### Exercise goal
Would you write out the listing verbatim and skip every picture in it?

┌──

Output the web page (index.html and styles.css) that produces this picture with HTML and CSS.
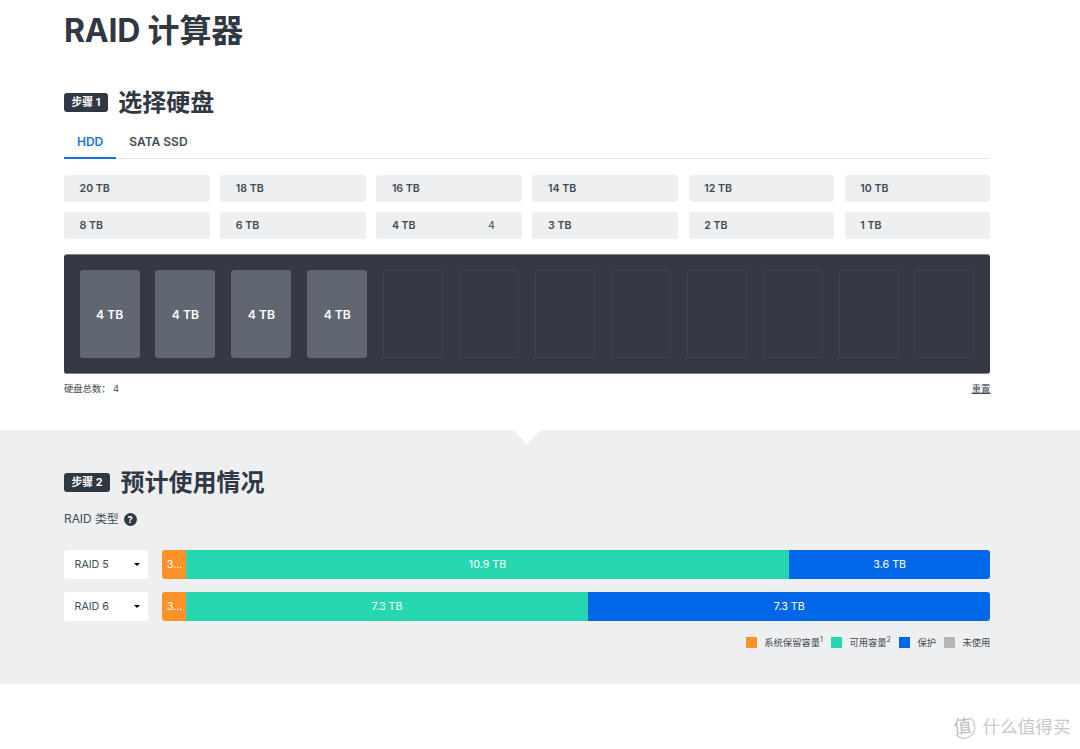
FILE: index.html
```
<!DOCTYPE html>
<html>
<head>
	<meta charset="UTF-8">
	<title>RAID 计算器</title>
	<link rel="stylesheet" href="styles.css">
</head>
<body>
	<div class="step1">
		<h1>RAID 计算器</h1>
		<div class="title">
			<span class="tag">步骤 1</span>
			<h2>选择硬盘</h2>
		</div>
		<ul class="tabs">
			<li class="active">HDD</li>
			<li>SATA SSD</li>
		</ul>
		<div class="drives">
			<p>20 TB</p>
			<p>18 TB</p>
			<p>16 TB</p>
			<p>14 TB</p>
			<p>12 TB</p>
			<p>10 TB</p>
			<p>8 TB</p>
			<p>6 TB</p>
			<p>4 TB<span>4</span></p>
			<p>3 TB</p>
			<p>2 TB</p>
			<p>1 TB</p>
		</div>
		<div class="bays">
			<div class="bay full">4 TB</div>
			<div class="bay full">4 TB</div>
			<div class="bay full">4 TB</div>
			<div class="bay full">4 TB</div>
			<div class="bay"></div>
			<div class="bay"></div>
			<div class="bay"></div>
			<div class="bay"></div>
			<div class="bay"></div>
			<div class="bay"></div>
			<div class="bay"></div>
			<div class="bay"></div>
		</div>
		<div class="total">
			<p>硬盘总数： <span>4</span></p>
			<a class="reset">重置</a>
		</div>
	</div>

	<div class="step2">
		<div class="title">
			<span class="tag">步骤 2</span>
			<h2>预计使用情况</h2>
		</div>
		<div class="type">RAID 类型 <span class="help">?</span></div>
		<div class="row">
			<div class="select">RAID 5<i></i></div>
			<div class="bar">
				<div class="system">3...</div>
				<div class="usable" style="width: 603px">10.9 TB</div>
				<div class="protect">3.6 TB</div>
			</div>
		</div>
		<div class="row">
			<div class="select">RAID 6<i></i></div>
			<div class="bar">
				<div class="system">3...</div>
				<div class="usable" style="width: 402px">7.3 TB</div>
				<div class="protect">7.3 TB</div>
			</div>
		</div>
		<ul class="legend">
			<li><i class="system"></i>系统保留容量<sup>1</sup></li>
			<li><i class="usable"></i>可用容量<sup>2</sup></li>
			<li><i class="protect"></i>保护</li>
			<li><i class="unused"></i>未使用</li>
		</ul>
	</div>

	<div class="mark">
		<svg width="24" height="24" viewBox="0 0 24 24">
			<path d="M4 19.5A10.8 10.8 0 0 0 22.8 12A10.8 10.8 0 0 0 17.5 2.6" fill="none" stroke="#cfcfcf" stroke-width="1.4"/>
			<text x="1.5" y="17.5" transform="rotate(-6 12 12)">值</text>
		</svg>
		<span>什么值得买</span>
	</div>
</body>
</html>
```
FILE: styles.css
```
*{
	margin: 0;
	padding: 0;
	box-sizing: border-box;
}
body{
	width: 1080px;
	height: 749px;
	overflow: hidden;
	background-color: #fff;
	color: #414b55;
	font-family: Inter, "Noto Sans CJK SC", sans-serif;
}
ul{
	list-style: none;
}
i{
	display: block;
}
h1{
	height: 60px;
	padding-top: 1px;
	line-height: 60px;
	font-size: 32px;
	font-weight: 700;
	letter-spacing: -0.2px;
	color: #303844;
}
h2{
	padding-top: 1px;
	font-size: 24px;
	font-weight: 700;
	color: #303844;
}
.step1{
	height: 430px;
	padding: 0 89.6px 0 64px;
}
.title{
	display: flex;
	align-items: center;
	height: 36px;
	line-height: 36px;
}
.step1 .title{
	margin-top: 24px;
}
.tag{
	height: 19px;
	margin-right: 10.5px;
	padding: 0 7.5px;
	border-radius: 3px;
	background-color: #303844;
	color: #fff;
	font-size: 10.8px;
	font-weight: 700;
	line-height: 19px;
}
.tabs{
	display: flex;
	height: 39px;
	border-bottom: 1px solid #e6e8ea;
	font-size: 12px;
	font-weight: 600;
	line-height: 43px;
	color: #414b55;
}
.tabs li{
	height: 39px;
	padding: 0 13px;
}
.tabs .active{
	border-bottom: 2px solid #1472e0;
	color: #1472e0;
}
.drives{
	display: grid;
	grid-template-columns: repeat(6, 1fr);
	gap: 10.5px;
	margin-top: 16px;
}
.drives p{
	display: flex;
	justify-content: space-between;
	height: 26.5px;
	padding: 0 27px 0 15.6px;
	border-radius: 3px;
	background-color: #eeeff1;
	font-size: 10.6px;
	font-weight: 600;
	line-height: 28px;
}
.drives span{
	font-weight: 400;
}
.bays{
	display: flex;
	justify-content: space-between;
	height: 120px;
	margin-top: 15.4px;
	padding: 15px 16px 15px 15.6px;
	border: 1px solid #80838a;
	border-width: 1px 0;
	border-radius: 3px;
	background-color: #353943;
}
.bay{
	width: 60px;
	height: 88px;
	border: 1px dotted #4b505a;
	border-radius: 3px;
}
.bays .full{
	border: 0;
	background-color: #606770;
	color: #fff;
	font-size: 12.2px;
	font-weight: 600;
	line-height: 89px;
	text-align: center;
}
.total{
	display: flex;
	justify-content: space-between;
	margin-top: 7px;
	font-size: 9.3px;
	line-height: 15px;
}
.reset{
	text-decoration: underline;
}
.step2{
	position: relative;
	height: 254px;
	padding: 34px 89.6px 0 64px;
	background-color: #eeeff1;
}
.step2:before{
	content: "";
	position: absolute;
	left: 513px;
	top: 0;
	border: 14px solid transparent;
	border-top-color: #fff;
	border-bottom: 0;
}
.type{
	display: flex;
	align-items: center;
	height: 18px;
	margin: 10px 0 22px;
	font-size: 11.9px;
	line-height: 18px;
}
.help{
	width: 13px;
	height: 13px;
	margin-left: 5px;
	border-radius: 50%;
	background-color: #303844;
	color: #fff;
	font-size: 9.5px;
	font-weight: 700;
	line-height: 13px;
	text-align: center;
}
.row{
	display: flex;
	justify-content: space-between;
	height: 29px;
	margin-bottom: 13.4px;
	font-size: 10.7px;
	line-height: 30px;
}
.select{
	display: flex;
	justify-content: space-between;
	align-items: center;
	width: 84px;
	padding: 0 8px 0 10.5px;
	border-radius: 3px;
	background-color: #fff;
}
.select i{
	border: 3px solid transparent;
	border-top-color: #000;
	border-bottom: 0;
}
.bar{
	display: flex;
	width: 828.4px;
	border-radius: 3px;
	overflow: hidden;
	color: #fff;
	text-align: center;
}
.bar .system{
	width: 24px;
	padding-left: 1px;
}
.bar .protect{
	flex: 1;
}
.system{
	background-color: #ff9129;
}
.usable{
	background-color: #26d6ae;
}
.protect{
	background-color: #0068e8;
}
.unused{
	background-color: #b5b5b5;
}
.legend{
	display: flex;
	justify-content: flex-end;
	height: 15px;
	font-size: 9.3px;
	line-height: 15px;
}
.legend li{
	display: flex;
	align-items: center;
	margin-left: 8px;
}
.legend i{
	width: 11px;
	height: 11px;
	margin-right: 7.5px;
}
.legend sup{
	height: 20px;
	font-size: 7px;
}
.mark{
	display: flex;
	align-items: center;
	justify-content: flex-end;
	height: 24px;
	margin-top: 31px;
	padding-right: 9.5px;
	color: #c8c8c8;
	font-size: 17.6px;
	line-height: 22px;
}
.mark svg{
	margin-right: 7px;
}
.mark text{
	fill: #c0c0c0;
	font-size: 18px;
}
```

└──

### Solution for this exercise
Output the web page (index.html and styles.css) that produces this picture with HTML and CSS.
FILE: index.html
```
<!DOCTYPE html>
<html>
<head>
	<meta charset="UTF-8">
	<title>RAID 计算器</title>
	<link rel="stylesheet" href="styles.css">
</head>
<body>
	<div class="step1">
		<h1>RAID 计算器</h1>
		<div class="title">
			<span class="tag">步骤 1</span>
			<h2>选择硬盘</h2>
		</div>
		<ul class="tabs">
			<li class="active">HDD</li>
			<li>SATA SSD</li>
		</ul>
		<div class="drives">
			<p>20 TB</p>
			<p>18 TB</p>
			<p>16 TB</p>
			<p>14 TB</p>
			<p>12 TB</p>
			<p>10 TB</p>
			<p>8 TB</p>
			<p>6 TB</p>
			<p>4 TB<span>4</span></p>
			<p>3 TB</p>
			<p>2 TB</p>
			<p>1 TB</p>
		</div>
		<div class="bays">
			<div class="bay full">4 TB</div>
			<div class="bay full">4 TB</div>
			<div class="bay full">4 TB</div>
			<div class="bay full">4 TB</div>
			<div class="bay"></div>
			<div class="bay"></div>
			<div class="bay"></div>
			<div class="bay"></div>
			<div class="bay"></div>
			<div class="bay"></div>
			<div class="bay"></div>
			<div class="bay"></div>
		</div>
		<div class="total">
			<p>硬盘总数： <span>4</span></p>
			<a class="reset">重置</a>
		</div>
	</div>

	<div class="step2">
		<div class="title">
			<span class="tag">步骤 2</span>
			<h2>预计使用情况</h2>
		</div>
		<div class="type">RAID 类型 <span class="help">?</span></div>
		<div class="row">
			<div class="select">RAID 5<i></i></div>
			<div class="bar">
				<div class="system">3...</div>
				<div class="usable" style="width: 603px">10.9 TB</div>
				<div class="protect">3.6 TB</div>
			</div>
		</div>
		<div class="row">
			<div class="select">RAID 6<i></i></div>
			<div class="bar">
				<div class="system">3...</div>
				<div class="usable" style="width: 402px">7.3 TB</div>
				<div class="protect">7.3 TB</div>
			</div>
		</div>
		<ul class="legend">
			<li><i class="system"></i>系统保留容量<sup>1</sup></li>
			<li><i class="usable"></i>可用容量<sup>2</sup></li>
			<li><i class="protect"></i>保护</li>
			<li><i class="unused"></i>未使用</li>
		</ul>
	</div>

	<div class="mark">
		<svg width="24" height="24" viewBox="0 0 24 24">
			<path d="M4 19.5A10.8 10.8 0 0 0 22.8 12A10.8 10.8 0 0 0 17.5 2.6" fill="none" stroke="#cfcfcf" stroke-width="1.4"/>
			<text x="1.5" y="17.5" transform="rotate(-6 12 12)">值</text>
		</svg>
		<span>什么值得买</span>
	</div>
</body>
</html>
```
FILE: styles.css
```
*{
	margin: 0;
	padding: 0;
	box-sizing: border-box;
}
body{
	width: 1080px;
	height: 749px;
	overflow: hidden;
	background-color: #fff;
	color: #414b55;
	font-family: Inter, "Noto Sans CJK SC", sans-serif;
}
ul{
	list-style: none;
}
i{
	display: block;
}
h1{
	height: 60px;
	padding-top: 1px;
	line-height: 60px;
	font-size: 32px;
	font-weight: 700;
	letter-spacing: -0.2px;
	color: #303844;
}
h2{
	padding-top: 1px;
	font-size: 24px;
	font-weight: 700;
	color: #303844;
}
.step1{
	height: 430px;
	padding: 0 89.6px 0 64px;
}
.title{
	display: flex;
	align-items: center;
	height: 36px;
	line-height: 36px;
}
.step1 .title{
	margin-top: 24px;
}
.tag{
	height: 19px;
	margin-right: 10.5px;
	padding: 0 7.5px;
	border-radius: 3px;
	background-color: #303844;
	color: #fff;
	font-size: 10.8px;
	font-weight: 700;
	line-height: 19px;
}
.tabs{
	display: flex;
	height: 39px;
	border-bottom: 1px solid #e6e8ea;
	font-size: 12px;
	font-weight: 600;
	line-height: 43px;
	color: #414b55;
}
.tabs li{
	height: 39px;
	padding: 0 13px;
}
.tabs .active{
	border-bottom: 2px solid #1472e0;
	color: #1472e0;
}
.drives{
	display: grid;
	grid-template-columns: repeat(6, 1fr);
	gap: 10.5px;
	margin-top: 16px;
}
.drives p{
	display: flex;
	justify-content: space-between;
	height: 26.5px;
	padding: 0 27px 0 15.6px;
	border-radius: 3px;
	background-color: #eeeff1;
	font-size: 10.6px;
	font-weight: 600;
	line-height: 28px;
}
.drives span{
	font-weight: 400;
}
.bays{
	display: flex;
	justify-content: space-between;
	height: 120px;
	margin-top: 15.4px;
	padding: 15px 16px 15px 15.6px;
	border: 1px solid #80838a;
	border-width: 1px 0;
	border-radius: 3px;
	background-color: #353943;
}
.bay{
	width: 60px;
	height: 88px;
	border: 1px dotted #4b505a;
	border-radius: 3px;
}
.bays .full{
	border: 0;
	background-color: #606770;
	color: #fff;
	font-size: 12.2px;
	font-weight: 600;
	line-height: 89px;
	text-align: center;
}
.total{
	display: flex;
	justify-content: space-between;
	margin-top: 7px;
	font-size: 9.3px;
	line-height: 15px;
}
.reset{
	text-decoration: underline;
}
.step2{
	position: relative;
	height: 254px;
	padding: 34px 89.6px 0 64px;
	background-color: #eeeff1;
}
.step2:before{
	content: "";
	position: absolute;
	left: 513px;
	top: 0;
	border: 14px solid transparent;
	border-top-color: #fff;
	border-bottom: 0;
}
.type{
	display: flex;
	align-items: center;
	height: 18px;
	margin: 10px 0 22px;
	font-size: 11.9px;
	line-height: 18px;
}
.help{
	width: 13px;
	height: 13px;
	margin-left: 5px;
	border-radius: 50%;
	background-color: #303844;
	color: #fff;
	font-size: 9.5px;
	font-weight: 700;
	line-height: 13px;
	text-align: center;
}
.row{
	display: flex;
	justify-content: space-between;
	height: 29px;
	margin-bottom: 13.4px;
	font-size: 10.7px;
	line-height: 30px;
}
.select{
	display: flex;
	justify-content: space-between;
	align-items: center;
	width: 84px;
	padding: 0 8px 0 10.5px;
	border-radius: 3px;
	background-color: #fff;
}
.select i{
	border: 3px solid transparent;
	border-top-color: #000;
	border-bottom: 0;
}
.bar{
	display: flex;
	width: 828.4px;
	border-radius: 3px;
	overflow: hidden;
	color: #fff;
	text-align: center;
}
.bar .system{
	width: 24px;
	padding-left: 1px;
}
.bar .protect{
	flex: 1;
}
.system{
	background-color: #ff9129;
}
.usable{
	background-color: #26d6ae;
}
.protect{
	background-color: #0068e8;
}
.unused{
	background-color: #b5b5b5;
}
.legend{
	display: flex;
	justify-content: flex-end;
	height: 15px;
	font-size: 9.3px;
	line-height: 15px;
}
.legend li{
	display: flex;
	align-items: center;
	margin-left: 8px;
}
.legend i{
	width: 11px;
	height: 11px;
	margin-right: 7.5px;
}
.legend sup{
	height: 20px;
	font-size: 7px;
}
.mark{
	display: flex;
	align-items: center;
	justify-content: flex-end;
	height: 24px;
	margin-top: 31px;
	padding-right: 9.5px;
	color: #c8c8c8;
	font-size: 17.6px;
	line-height: 22px;
}
.mark svg{
	margin-right: 7px;
}
.mark text{
	fill: #c0c0c0;
	font-size: 18px;
}
```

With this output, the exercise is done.